[Data entries]
----

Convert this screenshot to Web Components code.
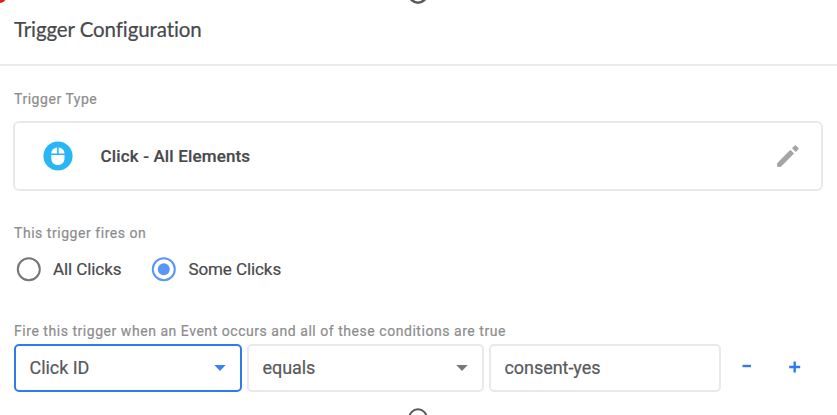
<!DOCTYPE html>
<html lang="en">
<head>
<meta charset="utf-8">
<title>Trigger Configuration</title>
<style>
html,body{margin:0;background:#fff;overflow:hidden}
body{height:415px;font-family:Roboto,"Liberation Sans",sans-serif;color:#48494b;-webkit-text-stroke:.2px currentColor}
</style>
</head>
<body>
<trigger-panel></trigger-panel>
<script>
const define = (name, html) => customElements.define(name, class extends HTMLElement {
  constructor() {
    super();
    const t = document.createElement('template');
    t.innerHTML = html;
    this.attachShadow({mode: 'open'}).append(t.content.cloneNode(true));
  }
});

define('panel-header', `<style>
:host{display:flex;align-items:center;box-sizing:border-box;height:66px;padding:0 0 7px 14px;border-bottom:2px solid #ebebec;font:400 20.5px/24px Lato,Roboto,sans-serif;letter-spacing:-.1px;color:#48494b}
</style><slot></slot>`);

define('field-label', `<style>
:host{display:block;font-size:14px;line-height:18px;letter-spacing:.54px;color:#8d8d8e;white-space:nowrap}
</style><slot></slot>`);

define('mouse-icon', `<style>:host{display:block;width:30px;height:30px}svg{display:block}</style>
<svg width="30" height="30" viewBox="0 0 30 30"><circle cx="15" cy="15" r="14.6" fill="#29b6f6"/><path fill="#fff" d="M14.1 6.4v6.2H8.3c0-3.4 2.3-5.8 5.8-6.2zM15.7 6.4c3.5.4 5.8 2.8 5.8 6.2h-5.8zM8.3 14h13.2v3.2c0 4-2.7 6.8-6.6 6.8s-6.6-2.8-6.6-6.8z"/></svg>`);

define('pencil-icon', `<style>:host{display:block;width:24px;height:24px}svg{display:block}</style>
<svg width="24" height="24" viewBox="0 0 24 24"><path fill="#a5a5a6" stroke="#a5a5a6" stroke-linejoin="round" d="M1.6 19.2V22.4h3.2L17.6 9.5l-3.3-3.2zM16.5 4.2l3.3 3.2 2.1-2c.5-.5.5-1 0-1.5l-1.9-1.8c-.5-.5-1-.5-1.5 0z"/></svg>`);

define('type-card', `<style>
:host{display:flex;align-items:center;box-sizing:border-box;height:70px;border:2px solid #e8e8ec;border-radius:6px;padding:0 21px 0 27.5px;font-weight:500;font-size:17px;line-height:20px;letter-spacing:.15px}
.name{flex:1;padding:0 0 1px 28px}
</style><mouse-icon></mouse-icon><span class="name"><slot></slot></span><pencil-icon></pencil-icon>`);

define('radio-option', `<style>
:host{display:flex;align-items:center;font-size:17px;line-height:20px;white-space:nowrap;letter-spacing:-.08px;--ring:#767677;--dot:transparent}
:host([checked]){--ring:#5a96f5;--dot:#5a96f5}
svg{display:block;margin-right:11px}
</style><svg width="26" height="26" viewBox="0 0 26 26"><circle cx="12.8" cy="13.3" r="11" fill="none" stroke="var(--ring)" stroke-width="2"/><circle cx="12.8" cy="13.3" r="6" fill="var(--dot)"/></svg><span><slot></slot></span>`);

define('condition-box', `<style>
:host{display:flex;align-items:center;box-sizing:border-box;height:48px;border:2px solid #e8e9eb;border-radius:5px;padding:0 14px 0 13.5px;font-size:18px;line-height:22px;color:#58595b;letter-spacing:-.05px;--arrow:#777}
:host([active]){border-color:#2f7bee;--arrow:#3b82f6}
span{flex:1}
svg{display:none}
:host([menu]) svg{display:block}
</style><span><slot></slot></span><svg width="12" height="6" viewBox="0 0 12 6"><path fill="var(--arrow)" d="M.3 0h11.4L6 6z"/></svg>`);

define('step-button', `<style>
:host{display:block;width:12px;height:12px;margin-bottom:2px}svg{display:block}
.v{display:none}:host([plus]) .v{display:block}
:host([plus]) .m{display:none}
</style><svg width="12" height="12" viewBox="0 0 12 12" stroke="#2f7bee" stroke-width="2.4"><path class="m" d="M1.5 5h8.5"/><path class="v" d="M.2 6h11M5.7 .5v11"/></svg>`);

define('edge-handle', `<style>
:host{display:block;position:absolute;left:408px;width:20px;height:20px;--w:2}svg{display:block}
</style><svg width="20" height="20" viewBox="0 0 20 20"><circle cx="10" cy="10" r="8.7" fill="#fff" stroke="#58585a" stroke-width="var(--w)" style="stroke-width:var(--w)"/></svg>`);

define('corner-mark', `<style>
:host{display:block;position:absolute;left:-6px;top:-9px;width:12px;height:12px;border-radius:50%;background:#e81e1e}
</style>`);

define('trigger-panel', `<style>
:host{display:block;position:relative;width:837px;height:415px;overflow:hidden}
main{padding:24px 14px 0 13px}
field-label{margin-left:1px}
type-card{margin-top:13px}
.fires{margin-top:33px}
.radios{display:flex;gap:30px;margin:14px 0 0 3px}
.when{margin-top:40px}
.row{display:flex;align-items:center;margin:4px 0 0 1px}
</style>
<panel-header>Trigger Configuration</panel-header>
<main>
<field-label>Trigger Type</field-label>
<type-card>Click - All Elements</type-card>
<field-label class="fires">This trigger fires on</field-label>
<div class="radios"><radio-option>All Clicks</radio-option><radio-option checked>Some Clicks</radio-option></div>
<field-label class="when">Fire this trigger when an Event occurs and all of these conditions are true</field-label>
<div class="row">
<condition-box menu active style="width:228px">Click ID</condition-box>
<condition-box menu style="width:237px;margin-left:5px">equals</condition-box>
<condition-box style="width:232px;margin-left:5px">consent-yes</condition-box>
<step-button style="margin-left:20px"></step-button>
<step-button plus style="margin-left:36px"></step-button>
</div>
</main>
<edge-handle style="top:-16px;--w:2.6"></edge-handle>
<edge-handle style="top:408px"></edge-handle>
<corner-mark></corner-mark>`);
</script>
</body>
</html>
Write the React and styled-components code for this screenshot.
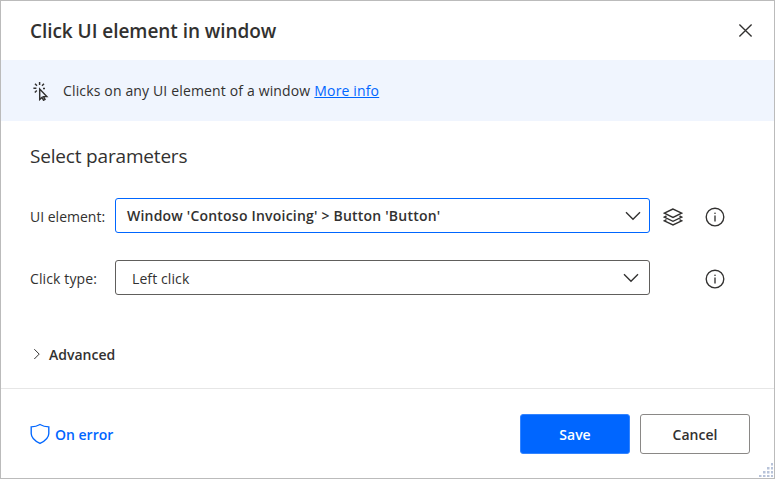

----

TASK TO CARRY OUT =>
Repeat the lines above, starting at the first and stopping after the line that holds "19.2V22.4h3.2L17.6 9.5l-3.3-3.2zM16.5 4.2l3.3", with the pictures left out.

SOLUTION TO THIS EXERCISE =>
Convert this screenshot to Web Components code.
<!DOCTYPE html>
<html lang="en">
<head>
<meta charset="utf-8">
<title>Trigger Configuration</title>
<style>
html,body{margin:0;background:#fff;overflow:hidden}
body{height:415px;font-family:Roboto,"Liberation Sans",sans-serif;color:#48494b;-webkit-text-stroke:.2px currentColor}
</style>
</head>
<body>
<trigger-panel></trigger-panel>
<script>
const define = (name, html) => customElements.define(name, class extends HTMLElement {
  constructor() {
    super();
    const t = document.createElement('template');
    t.innerHTML = html;
    this.attachShadow({mode: 'open'}).append(t.content.cloneNode(true));
  }
});

define('panel-header', `<style>
:host{display:flex;align-items:center;box-sizing:border-box;height:66px;padding:0 0 7px 14px;border-bottom:2px solid #ebebec;font:400 20.5px/24px Lato,Roboto,sans-serif;letter-spacing:-.1px;color:#48494b}
</style><slot></slot>`);

define('field-label', `<style>
:host{display:block;font-size:14px;line-height:18px;letter-spacing:.54px;color:#8d8d8e;white-space:nowrap}
</style><slot></slot>`);

define('mouse-icon', `<style>:host{display:block;width:30px;height:30px}svg{display:block}</style>
<svg width="30" height="30" viewBox="0 0 30 30"><circle cx="15" cy="15" r="14.6" fill="#29b6f6"/><path fill="#fff" d="M14.1 6.4v6.2H8.3c0-3.4 2.3-5.8 5.8-6.2zM15.7 6.4c3.5.4 5.8 2.8 5.8 6.2h-5.8zM8.3 14h13.2v3.2c0 4-2.7 6.8-6.6 6.8s-6.6-2.8-6.6-6.8z"/></svg>`);

define('pencil-icon', `<style>:host{display:block;width:24px;height:24px}svg{display:block}</style>
<svg width="24" height="24" viewBox="0 0 24 24"><path fill="#a5a5a6" stroke="#a5a5a6" stroke-linejoin="round" d="M1.6 19.2V22.4h3.2L17.6 9.5l-3.3-3.2zM16.5 4.2l3.3 3.2 2.1-2c.5-.5.5-1 0-1.5l-1.9-1.8c-.5-.5-1-.5-1.5 0z"/></svg>`);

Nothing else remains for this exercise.